↓

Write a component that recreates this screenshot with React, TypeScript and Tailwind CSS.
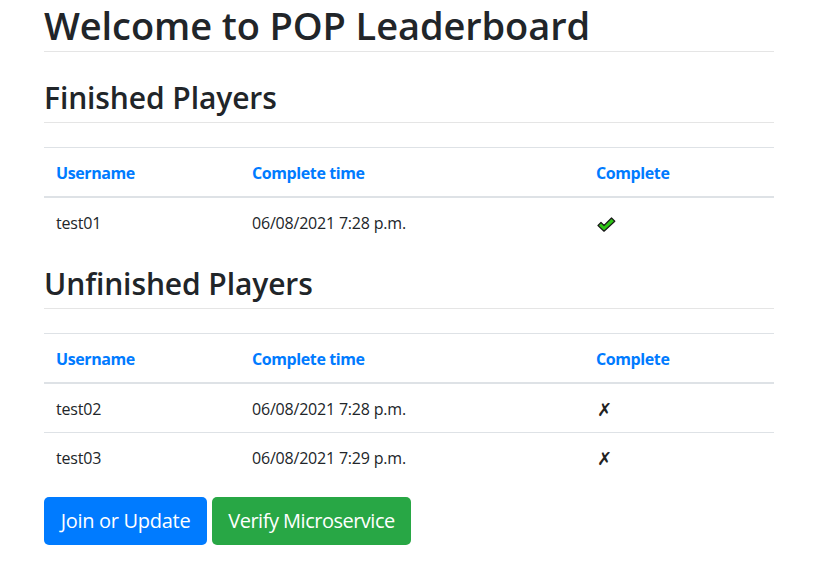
const finished = [{ user: "test01", time: "06/08/2021 7:28 p.m.", done: true }];

const unfinished = [
  { user: "test02", time: "06/08/2021 7:28 p.m.", done: false },
  { user: "test03", time: "06/08/2021 7:29 p.m.", done: false }
];

type Row = { user: string; time: string; done: boolean };

const CheckMark = () => (
  <svg className="h-[15px] w-[19px]" viewBox="0 0 19 15" fill="none" xmlns="http://www.w3.org/2000/svg">
    <path
      d="M1 8.5 4 5.5 7 8.5 14.5 1 17.8 4.2 7 14.2Z"
      fill="#2ec516"
      stroke="#1a1a1a"
      strokeWidth={1.2}
      strokeLinejoin="round"
    />
  </svg>
);

const cols = "grid grid-cols-[196px_344px_190px]";

const PlayerTable = ({ rows }: { rows: Row[] }) => (
  <div className="mt-6 border-t border-[#dee2e6] text-base">
    <div className={`${cols} h-[50px] items-center border-b-2 border-[#dee2e6] pt-[1px] font-bold tracking-[-0.4px] text-[#007bff]`}>
      <div className="px-3">Username</div>
      <div className="px-3">Complete time</div>
      <div className="px-3">Complete</div>
    </div>
    {rows.map((r, i) => (
      <div
        key={r.user}
        className={`${cols} items-center pt-[1px] tracking-[-0.2px] ${i > 0 ? "h-[49px] border-t border-[#dee2e6]" : "h-[48px]"}`}
      >
        <div className="px-3">{r.user}</div>
        <div className="px-3">{r.time}</div>
        <div className="flex px-3">
          {r.done ? (
            <span className="inline-flex pl-[1px] pt-[3px]">
              <CheckMark />
            </span>
          ) : (
            <span className="pl-[1px] pt-[2px] font-['DejaVu_Sans',sans-serif] text-[18px] text-[#222]">✗</span>
          )}
        </div>
      </div>
    ))}
  </div>
);

export default function App() {
  return (
    <div className="min-h-[582px] w-[822px] bg-white font-['Open_Sans','Noto_Sans',sans-serif] text-[#212529]">
      <div className="ml-[44px] w-[730px]">
        <h1 className="h-[52px] border-b border-[#e5e5e5] pt-[1px] text-[38px] font-semibold leading-[48px] tracking-[-0.1px]">
          Welcome to POP Leaderboard
        </h1>

        <h2 className="mt-[26px] h-[45px] border-b border-[#e5e5e5] pt-[1px] text-[30px] font-semibold leading-[38px] tracking-[-0.1px]">
          Finished Players
        </h2>
        <PlayerTable rows={finished} />

        <h2 className="mt-[18px] h-[45px] border-b border-[#e5e5e5] pt-[1px] text-[30px] font-semibold leading-[38px] tracking-[-0.1px]">
          Unfinished Players
        </h2>
        <PlayerTable rows={unfinished} />

        <div className="mt-4 flex gap-[5px]">
          <button className="h-[48px] w-[163px] rounded-[5px] bg-[#007bff] text-[20px] leading-[30px] tracking-[-0.3px] text-white">
            Join or Update
          </button>
          <button className="h-[48px] w-[199px] rounded-[5px] bg-[#28a745] text-[20px] leading-[30px] tracking-[-0.5px] text-white">
            Verify Microservice
          </button>
        </div>
      </div>
    </div>
  );
}
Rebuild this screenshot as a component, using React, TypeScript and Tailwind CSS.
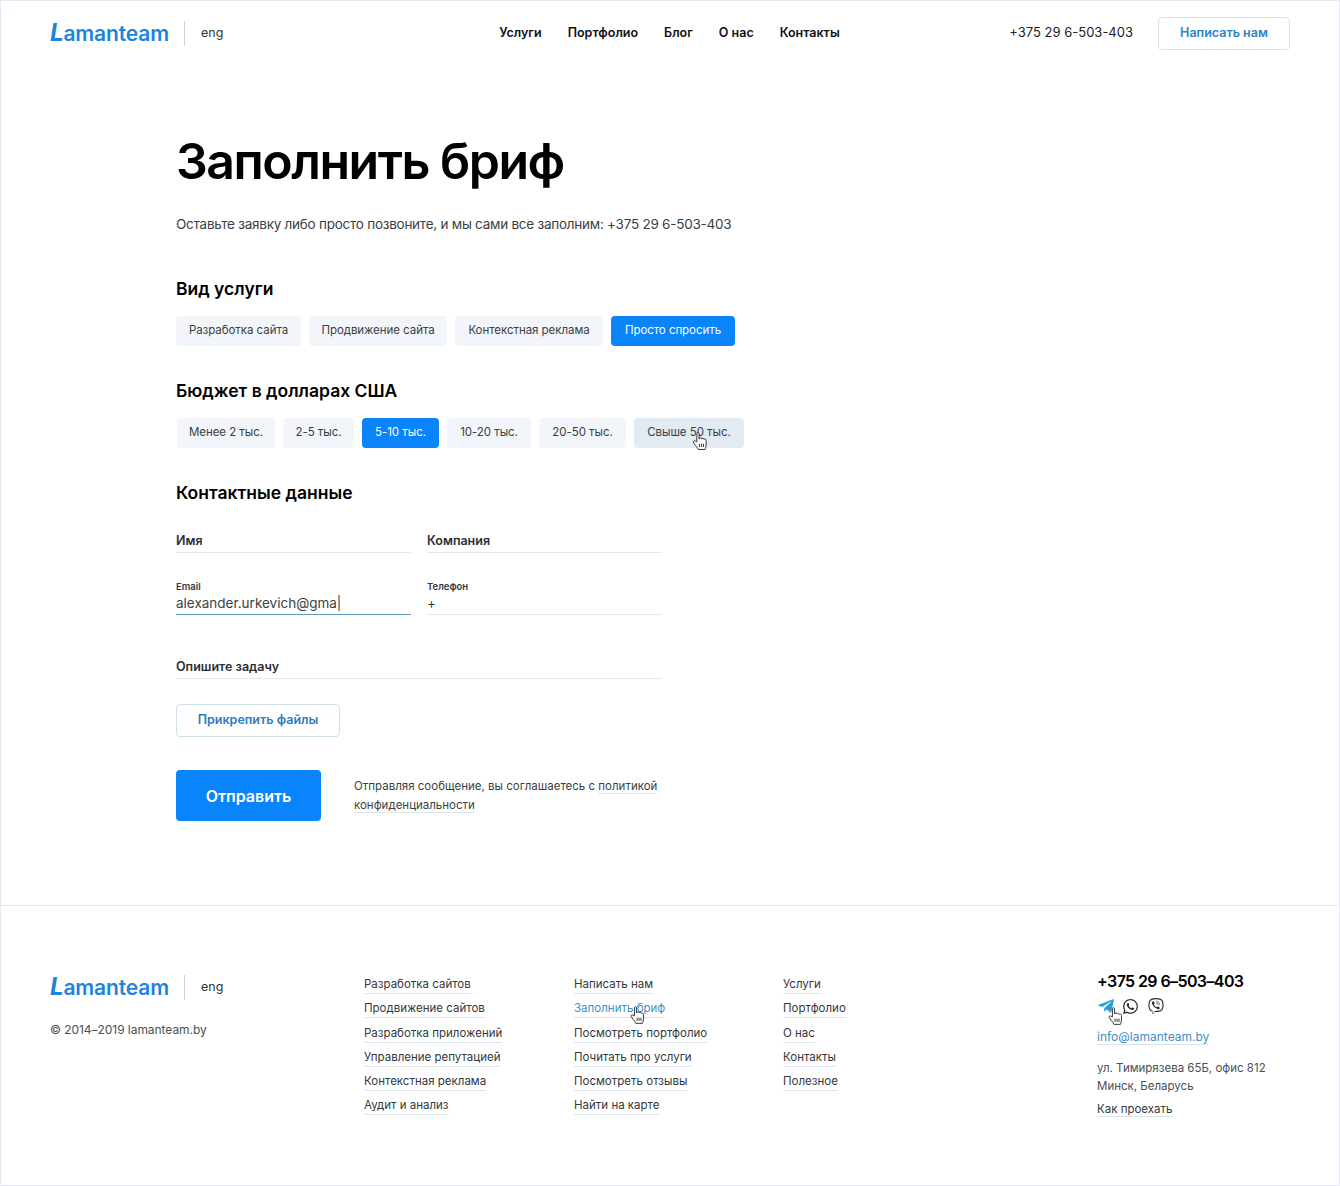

↑

PROBLEM REQUIREMENTS:
How many lines of the listing include the string "this"? Answer with the number alone.

WRITTEN SOLUTION:
2